Updated: January 2005

During 2004, the Pentagon notified Congress of an estimated $12.477 billion in proposed, government-to-government, conventional arms transfer agreements with 16 countries, including Taiwan.

The United States conducts government-to-government transfers through the Defense Department's Foreign Military Sales (FMS) program. Not all notified sales result in final transactions. Under the 1976 Arms Export Control Act, Congress must be notified of proposed sales of "major defense equipment," as defined on the U.S. Munitions List, that equals or exceeds $14 million; defense articles and services that are not defined as "major defense equipment" which total $50 million or more; and construction or design services amounting to or surpassing $200 million.[1] However, if the proposed sales involve NATO members, Australia, Japan, and New Zealand, the notification thresholds are $25 million for major defense equipment, $100 million for other defense articles and services, and $300 million for construction or design services.[2] Once notified, Congress has 30 calendar days (15 in the case of NATO members, Australia, Japan, and New Zealand) to block a sale by passing a joint resolution of disapproval, though it has never stopped a sale once formally notified.

Two traditional purchasers of U.S. arms—Turkey and Taiwan—topped all potential buyers in seeking the largest sums of weapons in 2004. Turkey requested nearly $4 billion in upgrades and armaments for 218 F-16 combat aircraft perviously acquired from the United States, while Taiwan asked to procure two long-range early warning radars worth almost $1.8 billion.

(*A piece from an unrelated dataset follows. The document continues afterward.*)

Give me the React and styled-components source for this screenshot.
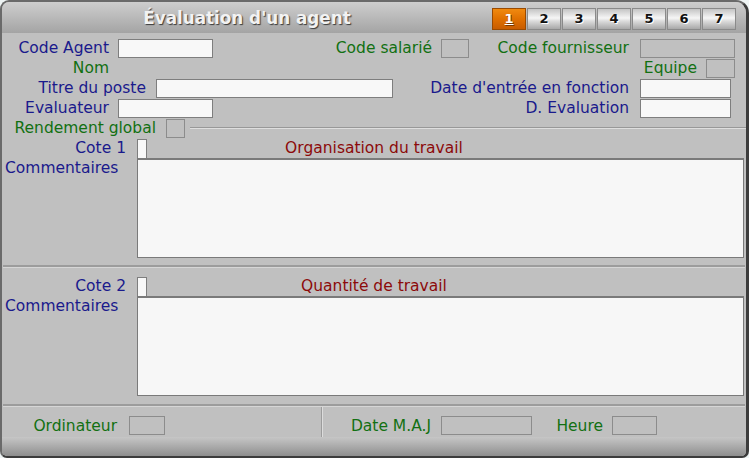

Pakistan and Afghanistan, which reemerged as destinations for U.S. arms transfers as part of the U.S.-led war on terror following more than a decade of being denied access to American weapons, were the only other countries in 2004 to seek more than a billion dollars in U.S. military buys. Pakistan sought a range of advanced weaponry, including early warning aircraft and anti-tank missiles, totaling roughly $1.3 billion. Still in the process of forming a professional military, Afghanistan requested $1 billion to recruit, train, and house its budding army.

The Pentagon notified Congress of $5 billion more in possible arms agreements in 2004 than the preceding year even though four fewer countries sought U.S. weapons deals. One factor for the larger 2004 sum was that potential recipients pursued more expensive purchases. Turkey, Taiwan, and Afghanistan each requested separate deals worth more than $1 billion, while in 2003 no proposed individual deal surpassed the $1 billion mark.

The Top Five Recipients of Proposed FMS Deals From January 1 to December 31, 2004

Country
Total Value
Weapons/Services
Turkey
$3.984
Equipment and weapons upgrades for 218 F-16 combat aircraft. The weapons include 225 AIM-9X SIDEWINDER missiles, 5 AIM-9X Dummy Air Training
missiles, and 20 AIM-9X Captive Air Training missiles.
Taiwan
$1.776 billion
2 Ultra High Frequency long-range early warning radars.
Pakistan
$1.285
8 P-3C aircraft with T-56 engines.

2,000 TOW-2A anti-armor missiles.

6 PHALANX Close-In Weapon Systems (CIWS) and upgrades for 6 PHALANX CIWS.

Harris High Frequency/Very High Frequency radio systems, including 1,635 20-Watt High Frequency (HF) Man Packs, 1,635 20-Watt HF Vehicular Systems, 50 150 Watt HF Vehicular Systems, six 400-Watt HF Base Station Systems, and two Radio Frequency Remote Control Systems.

Afghanistan
$1 billion
Facilities and infrastructure for recruitment, garrison, and training for the Afghan National Army.
Japan
$903 million
20 PATRIOT Advanced Capability-3 (PAC-3) missile interceptors.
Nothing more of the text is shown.